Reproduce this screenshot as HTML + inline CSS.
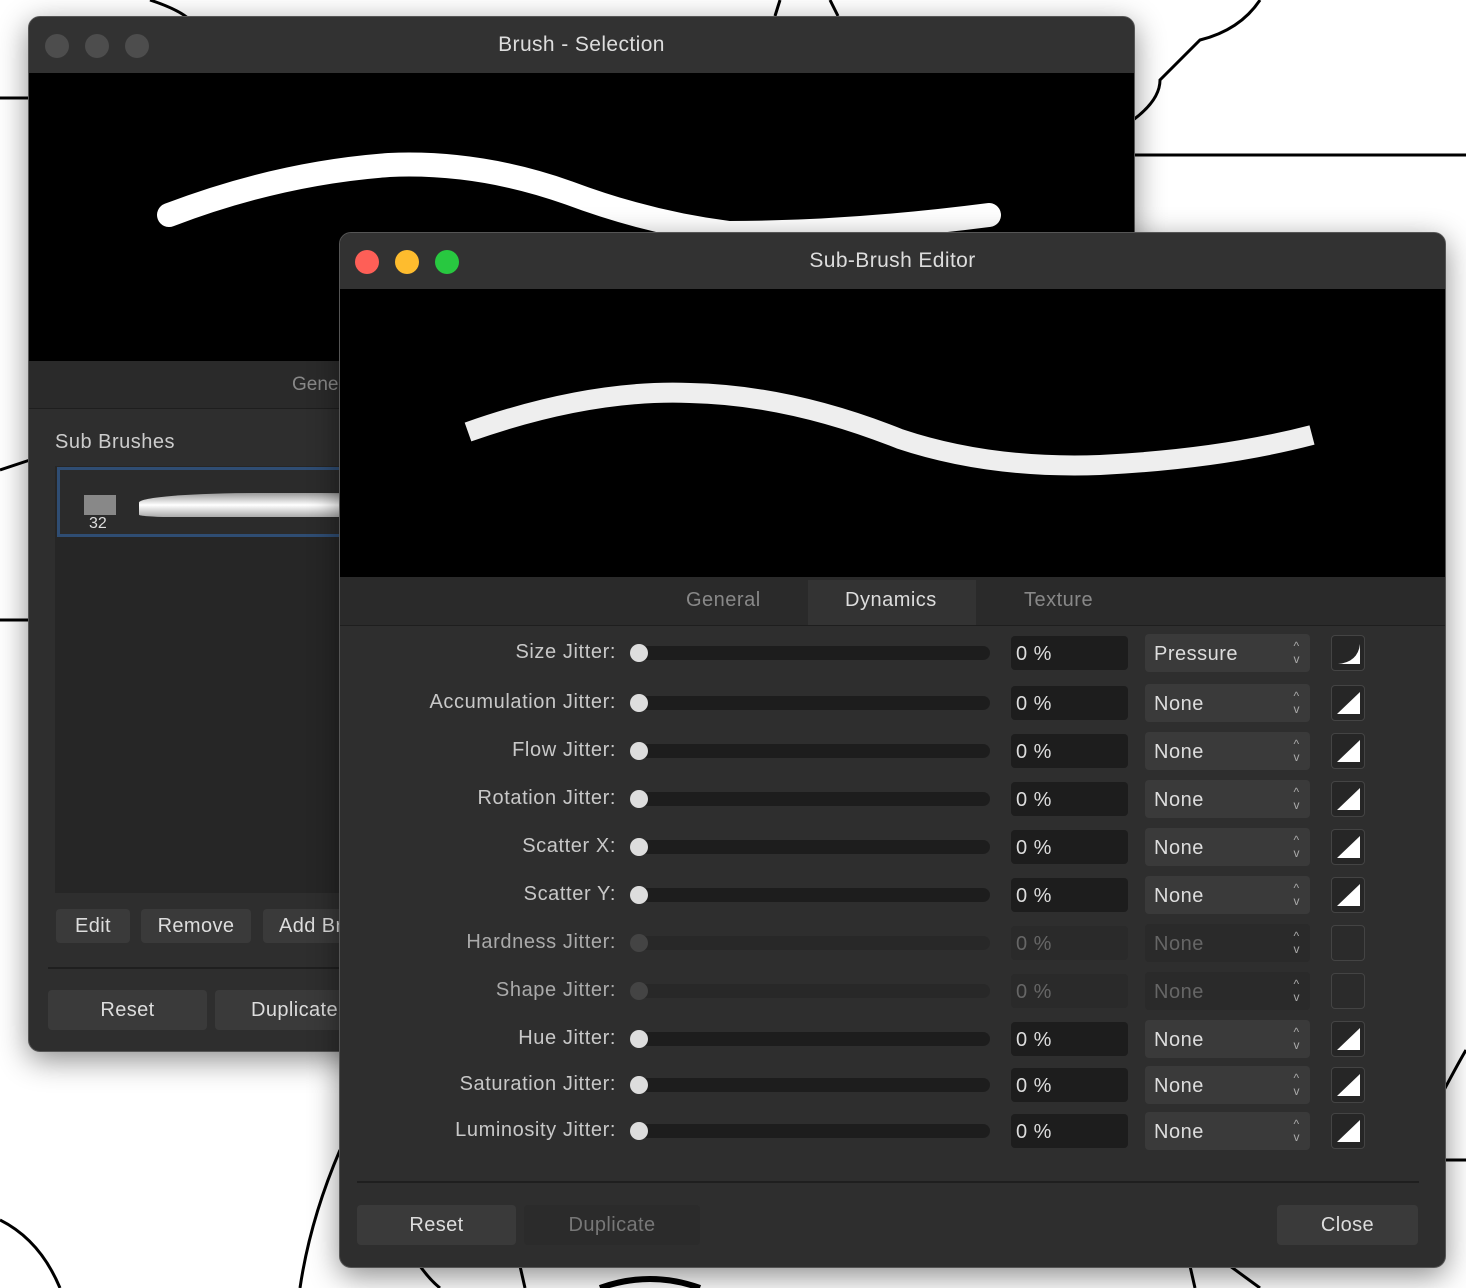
<!DOCTYPE html>
<html><head><style>
body{margin:0;width:1466px;height:1288px;background:#fff;position:relative;overflow:hidden;font-family:"Liberation Sans",sans-serif;}
.win{position:absolute;background:#2e2e2e;border-radius:12px;overflow:hidden;box-shadow:0 8px 30px rgba(0,0,0,.45);border:1px solid #555;}
.tb{position:absolute;left:0;right:0;top:0;height:56px;background:#323232;color:#ddd;font-size:21px;letter-spacing:0.4px;text-align:center;line-height:56px;}
.dot{position:absolute;top:17px;width:24px;height:24px;border-radius:50%;}
.abs{position:absolute;}
.btn{position:absolute;background:#3a3a3a;color:#ddd;font-size:20px;letter-spacing:0.4px;text-align:center;border-radius:4px;}
.row{position:absolute;left:339px;width:1105px;height:40px}
.row .l{position:absolute;left:0;width:277px;text-align:right;color:#c8c8c8;font-size:20px;letter-spacing:0.6px;top:8px;white-space:nowrap}
.row .t{position:absolute;left:291px;width:360px;height:14px;top:13px;background:#1d1d1d;border-radius:7px}
.row .k{position:absolute;left:291px;top:11px;width:18px;height:18px;border-radius:50%;background:#ddd}
.row .v{position:absolute;left:672px;top:3px;width:117px;height:34px;background:#1d1d1d;border-radius:4px;color:#ddd;font-size:20px;letter-spacing:0.5px;line-height:36px;padding-left:5px;box-sizing:border-box}
.row .d{position:absolute;left:806px;top:1px;width:165px;height:38px;background:#3a3a3a;border-radius:4px;color:#ddd;font-size:20px;letter-spacing:0.5px;line-height:40px;padding-left:9px;box-sizing:border-box}
.row .d i{position:absolute;right:10px;top:6px;font-style:normal;font-size:12px;line-height:13px;color:#aaa}
.row .c{position:absolute;left:992px;top:2px;width:34px;height:36px;background:#262626;border:1px solid #444;border-radius:4px;box-sizing:border-box}
.row.x .l{color:#aaa}.row.x .t{background:#282828}.row.x .k{background:#444}.row.x .v{background:#2a2a2a;color:#666}.row.x .d{background:#2a2a2a;color:#666}.row.x .c{background:#2b2b2b}
</style></head><body>
<svg class="abs" style="left:0;top:0" width="1466" height="1288">
<g fill="none" stroke="#000" stroke-width="3">
<path d="M0 98 L30 98"/><path d="M150 0 Q180 10 190 20"/><path d="M780 0 L775 16"/><path d="M830 0 L838 16"/>
<path d="M1133 120 Q1160 100 1160 80 Q1180 60 1200 40 Q1240 30 1260 0"/>
<path d="M1133 155 L1466 155"/><path d="M0 620 L30 620"/><path d="M0 470 L30 460"/>
<path d="M1444 1090 Q1460 1060 1466 1050"/><path d="M1444 1160 L1466 1160"/>
<path d="M0 1220 Q40 1240 60 1288"/><path d="M340 1150 Q310 1220 300 1288"/>
<path d="M420 1266 Q430 1280 440 1288"/><path d="M520 1266 L525 1288"/><path d="M1190 1266 L1195 1288"/><path d="M1230 1266 L1260 1288"/>
<path d="M600 1288 Q650 1270 700 1288" stroke-width="6"/>
</g></svg>

<div class="win" style="left:28px;top:16px;width:1105px;height:1034px;">
<div class="tb">Brush - Selection</div>
<div class="dot" style="left:16px;background:#4d4d4d"></div><div class="dot" style="left:56px;background:#4d4d4d"></div><div class="dot" style="left:96px;background:#4d4d4d"></div>
<div class="abs" style="left:0;top:56px;width:1105px;height:288px;background:#000">
<svg width="1105" height="288"><path d="M140 142 Q250 100 360 92 Q450 88 540 120 Q620 150 700 160 Q820 160 960 142" stroke="#fff" stroke-width="24" fill="none" stroke-linecap="round"/></svg></div>
<div class="abs" style="left:0;top:344px;width:1105px;height:47px;background:#2a2a2a;border-bottom:1px solid #1e1e1e;color:#888;font-size:19px;line-height:47px;"><span style="margin-left:263px">General</span></div>
<div class="abs" style="left:26px;top:414px;color:#ccc;font-size:20px;letter-spacing:0.5px">Sub Brushes</div>
<div class="abs" style="left:26px;top:449px;width:400px;height:427px;background:#262626"></div>
<div class="abs" style="left:28px;top:450px;width:400px;height:70px;border:3px solid #2f4d73;box-sizing:border-box;background:#2b2b2b"></div>
<div class="abs" style="left:55px;top:478px;width:32px;height:20px;background:#888"></div>
<div class="abs" style="left:60px;top:498px;color:#ddd;font-size:16px">32</div>
<div class="abs" style="left:110px;top:476px;width:300px;height:24px;background:linear-gradient(#999,#fff,#aaa);border-radius:40% 40% 10% 10%"></div>
<div class="btn" style="left:27px;top:892px;width:74px;height:34px;line-height:34px">Edit</div>
<div class="btn" style="left:112px;top:892px;width:110px;height:34px;line-height:34px">Remove</div>
<div class="btn" style="left:234px;top:892px;width:110px;height:34px;line-height:34px;text-align:left;padding-left:16px">Add Brush</div>
<div class="abs" style="left:19px;top:950px;width:1000px;height:2px;background:#1f1f1f"></div>
<div class="btn" style="left:19px;top:973px;width:159px;height:40px;line-height:40px">Reset</div>
<div class="btn" style="left:186px;top:973px;width:159px;height:40px;line-height:40px">Duplicate</div>
</div>

<div class="win" style="left:339px;top:232px;width:1105px;height:1034px;">
<div class="tb">Sub-Brush Editor</div>
<div class="dot" style="left:15px;background:#fe5f57"></div><div class="dot" style="left:55px;background:#febc2e"></div><div class="dot" style="left:95px;background:#28c840"></div>
<div class="abs" style="left:0;top:56px;width:1105px;height:288px;background:#000">
<svg width="1105" height="288">
<path d="M128 143 Q250 100 350 104 Q450 106 560 150 Q650 180 760 176 Q880 170 972 146" stroke="#eee" stroke-width="20" fill="none"/></svg></div>
<div class="abs" style="left:0;top:344px;width:1105px;height:48px;background:#2a2a2a;border-bottom:1px solid #1e1e1e;"></div>
<div class="abs" style="left:468px;top:347px;width:168px;height:45px;background:#333"></div>
<div class="abs" style="left:346px;top:356px;color:#888;font-size:20px;letter-spacing:0.5px">General</div>
<div class="abs" style="left:505px;top:356px;color:#ddd;font-size:20px;letter-spacing:0.5px">Dynamics</div>
<div class="abs" style="left:684px;top:356px;color:#888;font-size:20px;letter-spacing:0.5px">Texture</div>
</div>

<div class="row" style="top:633px"><div class="l">Size Jitter:</div><div class="t"></div><div class="k"></div><div class="v">0 %</div><div class="d">Pressure<i>^<br>v</i></div><div class="c"><svg width="32" height="34"><path d="M6 28 Q26 26 28 8 L28 28Z" fill="#fff"/></svg></div></div>
<div class="row" style="top:683px"><div class="l">Accumulation Jitter:</div><div class="t"></div><div class="k"></div><div class="v">0 %</div><div class="d">None<i>^<br>v</i></div><div class="c"><svg width="32" height="34"><path d="M5 28 L28 6 L28 28Z" fill="#fff"/></svg></div></div>
<div class="row" style="top:731px"><div class="l">Flow Jitter:</div><div class="t"></div><div class="k"></div><div class="v">0 %</div><div class="d">None<i>^<br>v</i></div><div class="c"><svg width="32" height="34"><path d="M5 28 L28 6 L28 28Z" fill="#fff"/></svg></div></div>
<div class="row" style="top:779px"><div class="l">Rotation Jitter:</div><div class="t"></div><div class="k"></div><div class="v">0 %</div><div class="d">None<i>^<br>v</i></div><div class="c"><svg width="32" height="34"><path d="M5 28 L28 6 L28 28Z" fill="#fff"/></svg></div></div>
<div class="row" style="top:827px"><div class="l">Scatter X:</div><div class="t"></div><div class="k"></div><div class="v">0 %</div><div class="d">None<i>^<br>v</i></div><div class="c"><svg width="32" height="34"><path d="M5 28 L28 6 L28 28Z" fill="#fff"/></svg></div></div>
<div class="row" style="top:875px"><div class="l">Scatter Y:</div><div class="t"></div><div class="k"></div><div class="v">0 %</div><div class="d">None<i>^<br>v</i></div><div class="c"><svg width="32" height="34"><path d="M5 28 L28 6 L28 28Z" fill="#fff"/></svg></div></div>
<div class="row x" style="top:923px"><div class="l">Hardness Jitter:</div><div class="t"></div><div class="k"></div><div class="v">0 %</div><div class="d">None<i>^<br>v</i></div><div class="c"></div></div>
<div class="row x" style="top:971px"><div class="l">Shape Jitter:</div><div class="t"></div><div class="k"></div><div class="v">0 %</div><div class="d">None<i>^<br>v</i></div><div class="c"></div></div>
<div class="row" style="top:1019px"><div class="l">Hue Jitter:</div><div class="t"></div><div class="k"></div><div class="v">0 %</div><div class="d">None<i>^<br>v</i></div><div class="c"><svg width="32" height="34"><path d="M5 28 L28 6 L28 28Z" fill="#fff"/></svg></div></div>
<div class="row" style="top:1065px"><div class="l">Saturation Jitter:</div><div class="t"></div><div class="k"></div><div class="v">0 %</div><div class="d">None<i>^<br>v</i></div><div class="c"><svg width="32" height="34"><path d="M5 28 L28 6 L28 28Z" fill="#fff"/></svg></div></div>
<div class="row" style="top:1111px"><div class="l">Luminosity Jitter:</div><div class="t"></div><div class="k"></div><div class="v">0 %</div><div class="d">None<i>^<br>v</i></div><div class="c"><svg width="32" height="34"><path d="M5 28 L28 6 L28 28Z" fill="#fff"/></svg></div></div>

<div class="abs" style="left:357px;top:1181px;width:1062px;height:2px;background:#1f1f1f"></div>
<div class="btn" style="left:357px;top:1205px;width:159px;height:40px;line-height:40px">Reset</div>
<div class="btn" style="left:524px;top:1205px;width:176px;height:40px;line-height:40px;background:#2b2b2b;color:#777">Duplicate</div>
<div class="btn" style="left:1277px;top:1205px;width:141px;height:40px;line-height:40px">Close</div>
</body></html>
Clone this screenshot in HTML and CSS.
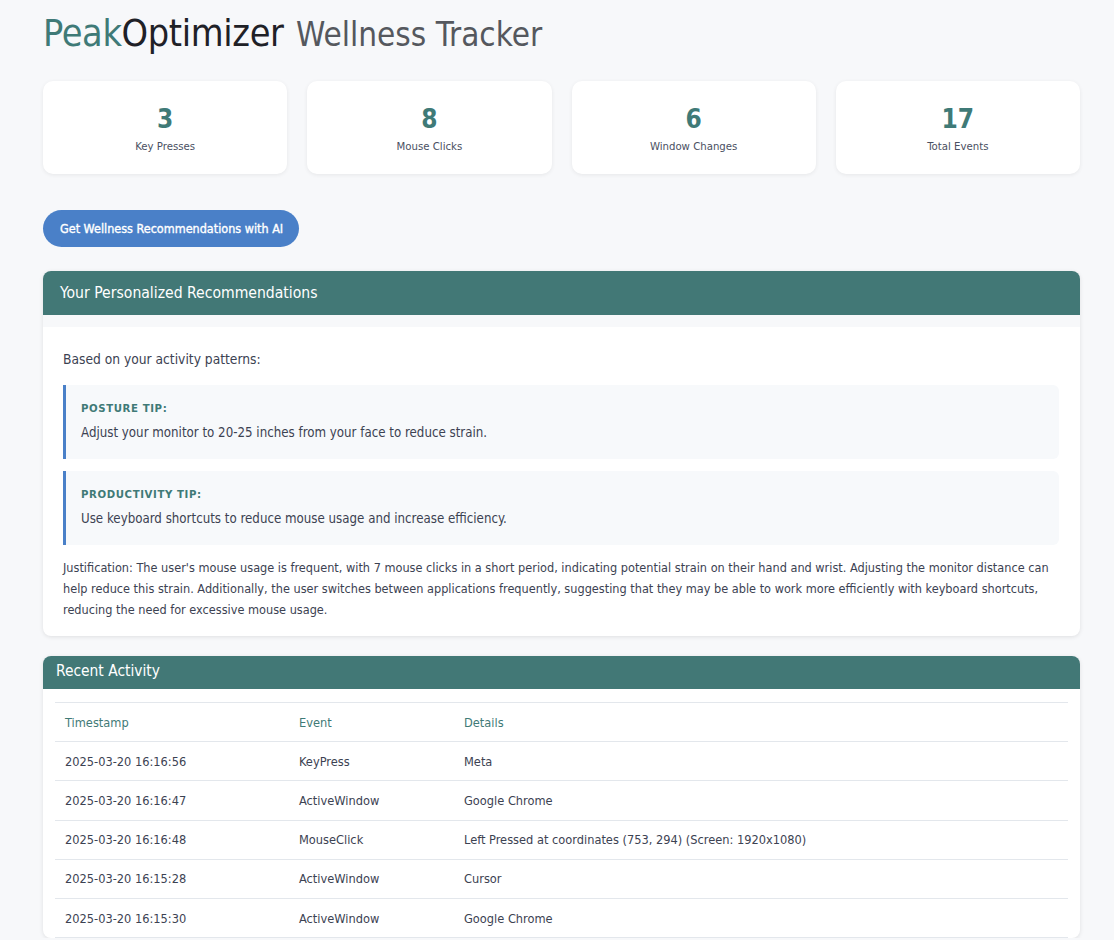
FILE: index.html
```html
<!DOCTYPE html>
<html>
<head>
<meta charset="utf-8">
<link rel="stylesheet" href="styles.css">
</head>
<body>
<div class="page">
  <h1 class="title"><span class="peak">Peak</span><span class="opt">Optimizer</span> <span class="sub">Wellness Tracker</span></h1>

  <div class="stats">
    <div class="stat"><div class="num">3</div><div class="label">Key Presses</div></div>
    <div class="stat"><div class="num">8</div><div class="label">Mouse Clicks</div></div>
    <div class="stat"><div class="num">6</div><div class="label">Window Changes</div></div>
    <div class="stat"><div class="num">17</div><div class="label">Total Events</div></div>
  </div>

  <button class="ai-btn">Get Wellness Recommendations with AI</button>

  <section class="panel recs">
    <div class="panel-head">Your Personalized Recommendations</div>
    <div class="strip"></div>
    <div class="recs-body">
      <p class="intro">Based on your activity patterns:</p>
      <div class="tip">
        <div class="tip-title">POSTURE TIP:</div>
        <div class="tip-text">Adjust your monitor to 20-25 inches from your face to reduce strain.</div>
      </div>
      <div class="tip">
        <div class="tip-title">PRODUCTIVITY TIP:</div>
        <div class="tip-text">Use keyboard shortcuts to reduce mouse usage and increase efficiency.</div>
      </div>
      <p class="just">Justification: The user's mouse usage is frequent, with 7 mouse clicks in a short period, indicating potential strain on their hand and wrist. Adjusting the monitor distance can help reduce this strain. Additionally, the user switches between applications frequently, suggesting that they may be able to work more efficiently with keyboard shortcuts, reducing the need for excessive mouse usage.</p>
    </div>
  </section>

  <section class="panel activity">
    <div class="panel-head small">Recent Activity</div>
    <div class="table-wrap">
      <table class="log">
        <thead>
          <tr><th class="c1">Timestamp</th><th class="c2">Event</th><th>Details</th></tr>
        </thead>
        <tbody>
          <tr><td>2025-03-20 16:16:56</td><td>KeyPress</td><td>Meta</td></tr>
          <tr><td>2025-03-20 16:16:47</td><td>ActiveWindow</td><td>Google Chrome</td></tr>
          <tr><td>2025-03-20 16:16:48</td><td>MouseClick</td><td>Left Pressed at coordinates (753, 294) (Screen: 1920x1080)</td></tr>
          <tr><td>2025-03-20 16:15:28</td><td>ActiveWindow</td><td>Cursor</td></tr>
          <tr><td>2025-03-20 16:15:30</td><td>ActiveWindow</td><td>Google Chrome</td></tr>
        </tbody>
      </table>
    </div>
  </section>
</div>
</body>
</html>
```

FILE: styles.css
```css
* { box-sizing: border-box; }
html, body { margin: 0; padding: 0; }
body {
  background: #f7f8fa;
  font-family: "DejaVu Sans Condensed", "DejaVu Sans", sans-serif;
  color: #3c4252;
  font-size: 13px;
}
.page {
  padding: 13px 34px 0 43px;
}
.title {
  margin: 0;
  font-weight: normal;
  line-height: 40px;
  white-space: nowrap;
}
.peak, .opt {
  font-size: 37.5px;
  letter-spacing: -0.35px;
}
.peak { color: #3f7a77; }
.opt { color: #1f2127; }
.sub { color: #55585e; font-size: 33px; letter-spacing: 0; margin-left: 5px; }

.stats {
  display: grid;
  grid-template-columns: repeat(4, 1fr);
  gap: 20px;
  margin-top: 24px;
}
.stat {
  background: #fff;
  border-radius: 10px;
  box-shadow: 0 1px 4px rgba(0,0,0,0.07);
  height: 93px;
  display: flex;
  flex-direction: column;
  align-items: center;
  padding-top: 23px;
}
.num {
  font-size: 26px;
  font-weight: bold;
  color: #3f7a77;
  line-height: 30px;
}
.label {
  font-size: 11.3px;
  color: #4a5062;
  margin-top: 6px;
}

.ai-btn {
  display: block;
  margin-top: 36px;
  height: 37px;
  padding: 0 16px 0 17px;
  border: none;
  border-radius: 19px;
  background: #4a80c8;
  color: #fff;
  font-family: inherit;
  font-size: 12.5px;
  font-weight: normal;
  -webkit-text-stroke: 0.35px #fff;
}

.panel {
  background: #fff;
  border-radius: 8px;
  box-shadow: 0 1px 4px rgba(0,0,0,0.1);
  overflow: hidden;
}
.recs { margin-top: 24px; }
.panel-head {
  background: #427876;
  color: #fff;
  height: 44px;
  line-height: 44px;
  padding-left: 17px;
  font-size: 15.6px;
}
.panel-head.small {
  height: 33px;
  line-height: 31px;
  padding-left: 13px;
  font-size: 15.4px;
}
.strip {
  height: 12px;
  background: #f7f8fa;
}
.recs-body {
  padding: 22px 21px 16px 20px;
}
.intro {
  margin: 0 0 16px;
  line-height: 20px;
  font-size: 13.7px;
}
.tip {
  background: #f7f9fb;
  border-left: 3px solid #4a80c8;
  border-radius: 0 6px 6px 0;
  padding: 16px 15px 17px 15px;
  margin-bottom: 12px;
}
.tip-title {
  font-size: 11.3px;
  font-weight: bold;
  color: #3f7a77;
  letter-spacing: 0.6px;
  line-height: 16px;
}
.tip-text {
  margin-top: 7px;
  line-height: 18px;
  font-size: 13.2px;
}
.just {
  margin: 11px 0 0;
  line-height: 21px;
  font-size: 12.6px;
}

.activity { margin-top: 20px; }
.table-wrap {
  padding: 13px 12px 0 12px;
}
.log {
  width: 100%;
  border-collapse: collapse;
}
.log th, .log td {
  text-align: left;
  font-weight: normal;
  padding: 0 10px;
  height: 39.2px;
  border-bottom: 1px solid #e3e7ec;
  font-size: 12.7px;
}
.log thead th {
  border-top: 1px solid #e3e7ec;
  color: #3f7a77;
}
.log .c1 { width: 234px; }
.log .c2 { width: 165px; }
```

TASK INSTRUCTIONS
Copy every line of the records above that contains "screenshot".

RESPONSE TO THIS EXERCISE
Reproduce this screenshot as HTML + inline CSS.
Clone this screenshot in HTML and CSS.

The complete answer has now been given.